- Written exercise
Tally up the lines that include "components" and state that number by itself.

***** Source material

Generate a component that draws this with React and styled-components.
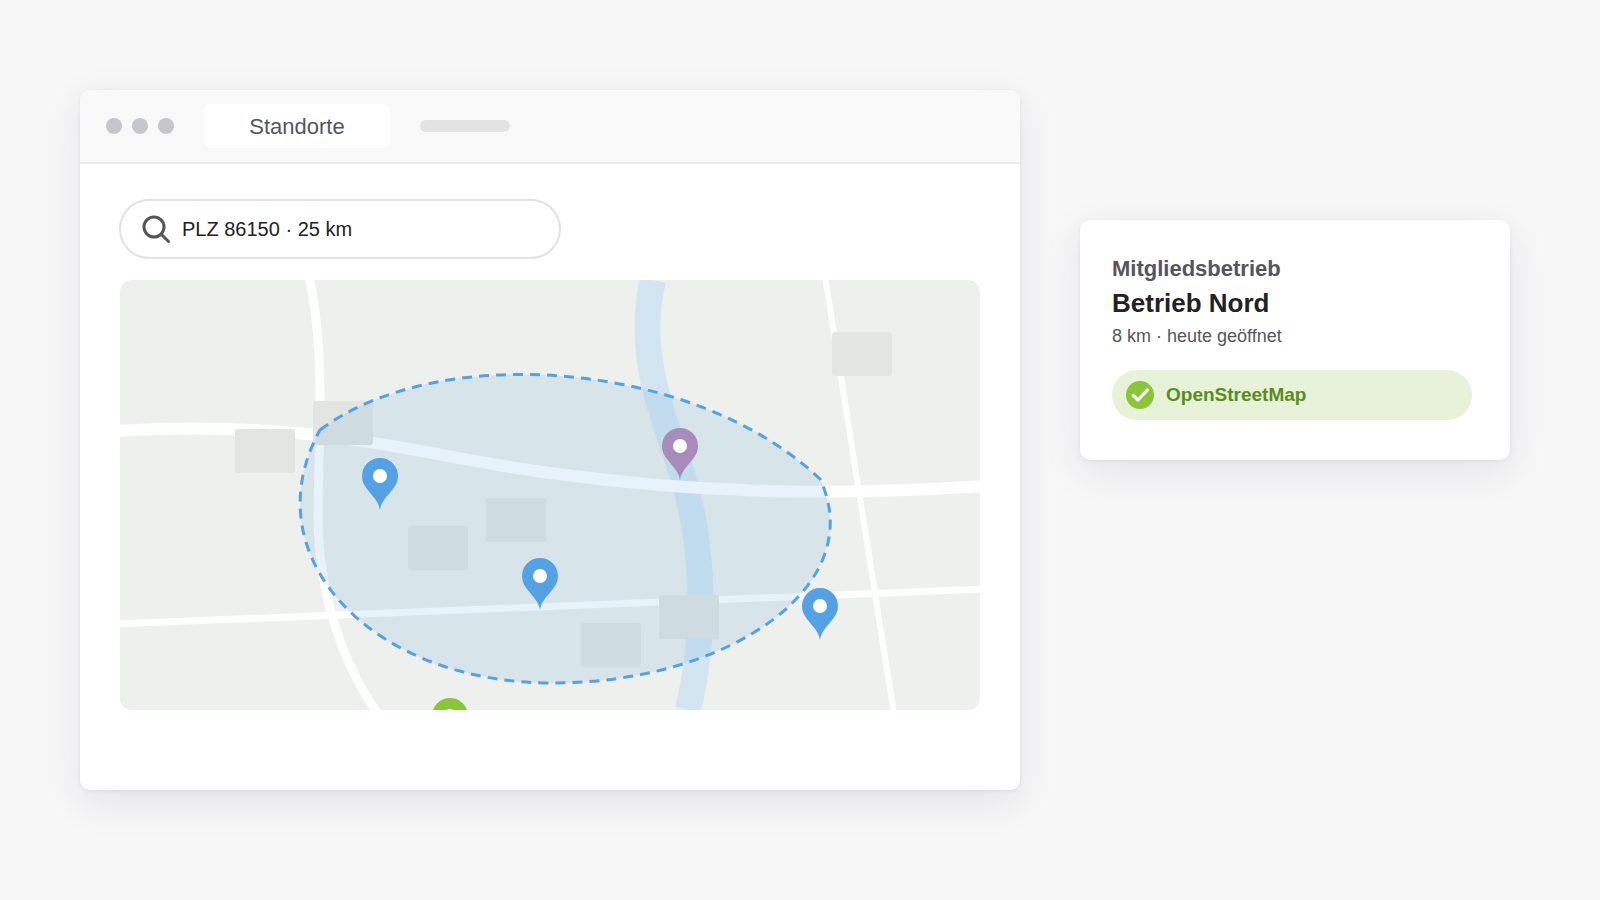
import React from "react";
import styled, { createGlobalStyle } from "styled-components";

const GlobalStyle = createGlobalStyle`
  * {
    box-sizing: border-box;
  }
  body {
    margin: 0;
    background: #f7f7f8;
    color: #222224;
    font-family: "Liberation Sans", Arial, sans-serif;
  }
`;

const Page = styled.main`
  display: grid;
  grid-template-columns: minmax(0, 94fr) minmax(0, 43fr);
  align-items: start;
  gap: 60px;
  padding: 90px 90px 90px 80px;
`;

const Panel = styled.section`
  background: #ffffff;
  border-radius: 10px;
  box-shadow: 0 12px 40px rgba(40, 20, 40, 0.09), 0 1px 4px rgba(0, 0, 0, 0.07);
`;

const TitleBar = styled.header`
  display: flex;
  align-items: center;
  gap: 30px;
  height: 74px;
  padding: 0 26px;
  background: #f9f9f9;
  border-bottom: 2px solid #ececed;
  border-radius: 10px 10px 0 0;
`;

const Dots = styled.div`
  display: flex;
  gap: 10px;
`;

const Dot = styled.span`
  width: 16px;
  height: 16px;
  border-radius: 50%;
  background: #c6c7ca;
`;

const Tab = styled.button`
  width: 186px;
  height: 44px;
  padding: 2px 0 0;
  border: 0;
  border-radius: 6px;
  background: #ffffff;
  color: #55565a;
  font-family: inherit;
  font-size: 22px;
`;

const EmptyTab = styled.span`
  width: 90px;
  height: 12px;
  border-radius: 6px;
  background: #e3e3e4;
`;

const Content = styled.div`
  padding: 36px 40px 80px;
`;

const SearchBox = styled.label`
  display: flex;
  align-items: center;
  gap: 10px;
  max-width: 440px;
  height: 58px;
  margin-bottom: 22px;
  padding: 0 20px;
  border-radius: 29px;
  outline: 2px solid #e2e2e3;
  outline-offset: -1px;

  svg {
    flex: none;
  }
`;

const SearchInput = styled.input`
  flex: 1;
  min-width: 0;
  padding: 0;
  border: 0;
  outline: 0;
  background: transparent;
  color: #222224;
  font-family: inherit;
  font-size: 20px;
`;

const MapView = styled.svg`
  display: block;
  width: 100%;
  height: auto;
  border-radius: 12px;
  background: #edf0ec;
`;

const Card = styled(Panel)`
  margin-top: 130px;
  padding: 36px 38px 40px 32px;
`;

const Kind = styled.p`
  margin: 0;
  color: #55565a;
  font-size: 22px;
  font-weight: 700;
  line-height: 26px;
`;

const Name = styled.h2`
  margin: 4px 0;
  font-size: 26px;
  line-height: 34px;
`;

const Meta = styled.p`
  margin: 0 0 22px;
  color: #55565a;
  font-size: 18px;
  line-height: 24px;
`;

const Badge = styled.div`
  display: flex;
  align-items: center;
  gap: 12px;
  height: 50px;
  padding: 0 14px;
  border-radius: 25px;
  background: #e7f2d8;
  color: #5b8c1f;
  font-size: 19px;
  font-weight: 700;
`;

const buildings = [
  [115, 149],
  [193, 121],
  [288, 246],
  [366, 218],
  [461, 343],
  [539, 315],
  [712, 52],
];

const pins = [
  { x: 260, y: 196, color: "#54a2e4" },
  { x: 420, y: 296, color: "#54a2e4" },
  { x: 560, y: 166, color: "#a88bba" },
  { x: 700, y: 326, color: "#54a2e4" },
  { x: 330, y: 436, color: "#8bc53a" },
];

const SearchIcon = () => (
  <svg width="32" height="32" viewBox="0 0 32 32" fill="none" stroke="#55565a">
    <circle cx="14" cy="14" r="10" strokeWidth="3" />
    <path d="M21.5 21.5L28.5 28.5" strokeWidth="3" strokeLinecap="round" />
  </svg>
);

const CheckIcon = () => (
  <svg width="28" height="28" viewBox="0 0 28 28" fill="none">
    <circle cx="14" cy="14" r="14" fill="#8bc53a" />
    <path
      d="M7.2 14.4L12 19L21.4 9"
      stroke="#ffffff"
      strokeWidth="3.2"
      strokeLinecap="round"
      strokeLinejoin="round"
    />
  </svg>
);

const Pin = ({ x, y, color }) => (
  <g transform={`translate(${x} ${y})`}>
    <path
      d="M0 34C-2 20 -18 14 -18 0A18 18 0 0 1 18 0C18 14 2 20 0 34Z"
      fill={color}
    />
    <circle r="7" fill="#ffffff" />
  </g>
);

const LocationMap = () => (
  <MapView viewBox="0 0 860 430" role="img">
    <path
      d="M533 0C515 75 545 140 561 190C580 250 590 340 568 430"
      fill="none"
      stroke="#d3e5f1"
      strokeWidth="26"
    />
    <g fill="none" stroke="#ffffff">
      <path
        d="M-4 151C200 139 290 174 430 193C570 212 700 217 864 206"
        strokeWidth="12"
      />
      <path
        d="M189 -4C200 50 200 90 200 130C200 170 198 200 198 240C199 310 220 380 258 434"
        strokeWidth="9"
      />
      <path d="M-4 344L864 309" strokeWidth="7" />
      <path d="M705 -4L774 434" strokeWidth="6" />
    </g>
    {buildings.map(([x, y]) => (
      <rect
        key={`${x}-${y}`}
        x={x}
        y={y}
        width="60"
        height="44"
        rx="3"
        fill="#e2e5e0"
      />
    ))}
    <path
      d="M200 150C318 61 575 80 700 199C750 305 610 403 432 403C250 403 131 275 200 150Z"
      fill="#54a2e4"
      fillOpacity="0.14"
      stroke="#54a2e4"
      strokeWidth="3"
      strokeDasharray="10 7"
    />
    {pins.map((pin) => (
      <Pin key={`${pin.x}-${pin.y}`} {...pin} />
    ))}
  </MapView>
);

const App = () => {
  return (
    <>
      <GlobalStyle />
      <Page>
        <Panel>
          <TitleBar>
            <Dots>
              <Dot />
              <Dot />
              <Dot />
            </Dots>
            <Tab type="button">Standorte</Tab>
            <EmptyTab />
          </TitleBar>
          <Content>
            <SearchBox htmlFor="search">
              <SearchIcon />
              <SearchInput
                id="search"
                type="text"
                defaultValue="PLZ 86150 · 25 km"
              />
            </SearchBox>
            <LocationMap />
          </Content>
        </Panel>
        <Card>
          <Kind>Mitgliedsbetrieb</Kind>
          <Name>Betrieb Nord</Name>
          <Meta>8 km · heute geöffnet</Meta>
          <Badge>
            <CheckIcon />
            OpenStreetMap
          </Badge>
        </Card>
      </Page>
    </>
  );
};

export default App;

**********

- Answer in full
2